Au contraire d’Upside Down, dont l’univers s’apprend, celui du film d’animation de Yasuhiro Yoshiura se découvre. Son univers dépeuplé se résume à quelques constatations et autant d’humanités, sa physique se devine et se comprend... Épuré et implicite, Patema et le monde inversé pose la question du référentiel – quel monde est l’inverse de l’autre ? [1] - et plus simplement de l’intégration, en se focalisant sur la rencontre de Patema et Age et ses conséquences. Plutôt que de poser dés le départ ses enjeux, le film révèle au fur et à mesure l’importance de ses blessures – l’histoire du père de Age ; ainsi que celle de Lagos, ami disparu de Patema, qui lui avait confié une photo du « vrai monde » à la gravité inversée – et trouve, au milieu d’une action simple (survivre à la persécution de l’obscurantisme totalitaire de la surface), matière à déployer une certaine poésie, et esquisser la réalité de son monde.
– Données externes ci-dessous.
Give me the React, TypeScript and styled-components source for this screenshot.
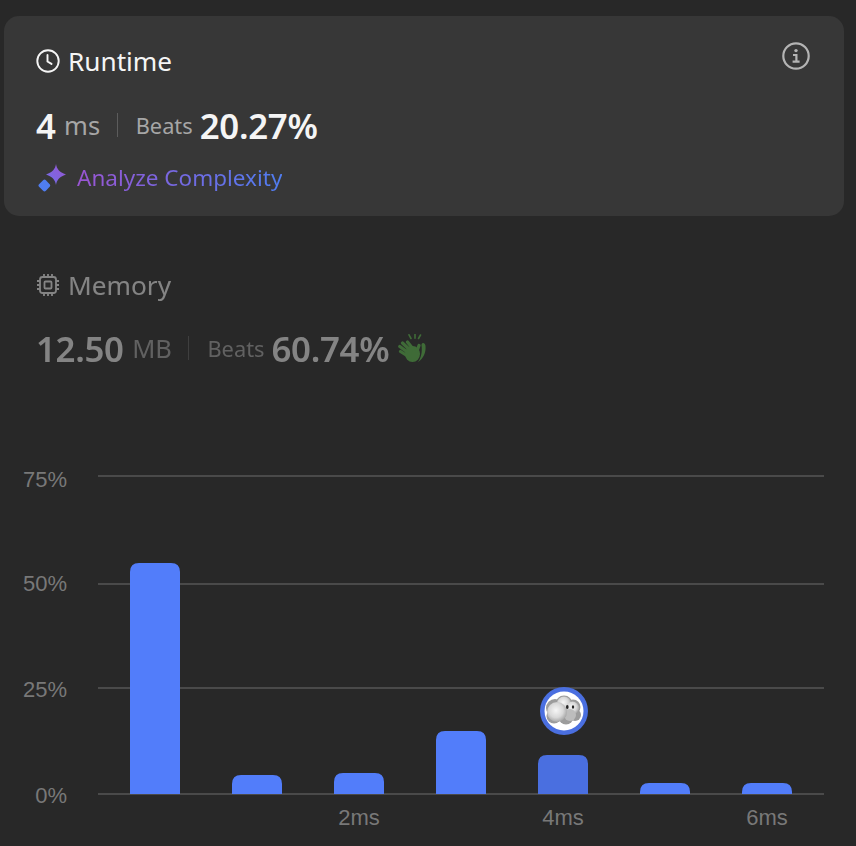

Alors qu’Upside Down se contractait, Patema et le monde inversé est, délicatement, en constante expansion.

La restreinte de Yasuhiro Yoshiura permet au spectateur d’accepter le principe de contrepoids au cœur de l’histoire, et de regarder Patema et Age, agrippés l’un à l’autre, défier leurs gravités respectives avec plaisir, entre humour et appréhension. Leur suspension devient crédible grâce à la légèreté de l’ensemble, et définit littéralement l’équilibre du film, entre action et émotion, fascination et peur d’un vide qui, sans cesse, se redéfinit... Le sound design remarquable du film (signé Akira Yamaoka, musicien/producteur emblématique de la série des Silent Hill) n’évite pas un certain épanchement musical, contrepoint inévitable d’une narration principalement visuelle, laissant le temps de la compréhension, mais Yoshiura ne se perd jamais dans la grandiloquence. En phase avec la narration, l’approche visuelle du film fuit le foisonnement, ne contient aucun détail inutile, au risque d’apparaître spartiate, ne fait la part belle à aucune mécanique gratuite. Tout reste simple, ses humanités en constituant la véritable richesse. Fort à propos, Patema et le monde inversé est une belle réussite car il incarne, en tout point, l’équilibre dont il se fait le défenseur.

Présenté hors-compétition au cours de la 16ème édition du Festival du film asiatique de Deauville, Patema et le monde inversé sort sur nos écrans ce mercredi 12 mars.

[1Il est amusant de constater que le titre français retourne d’ailleurs le rapport d’inversion par rapport au titre original, « Patema inversée ».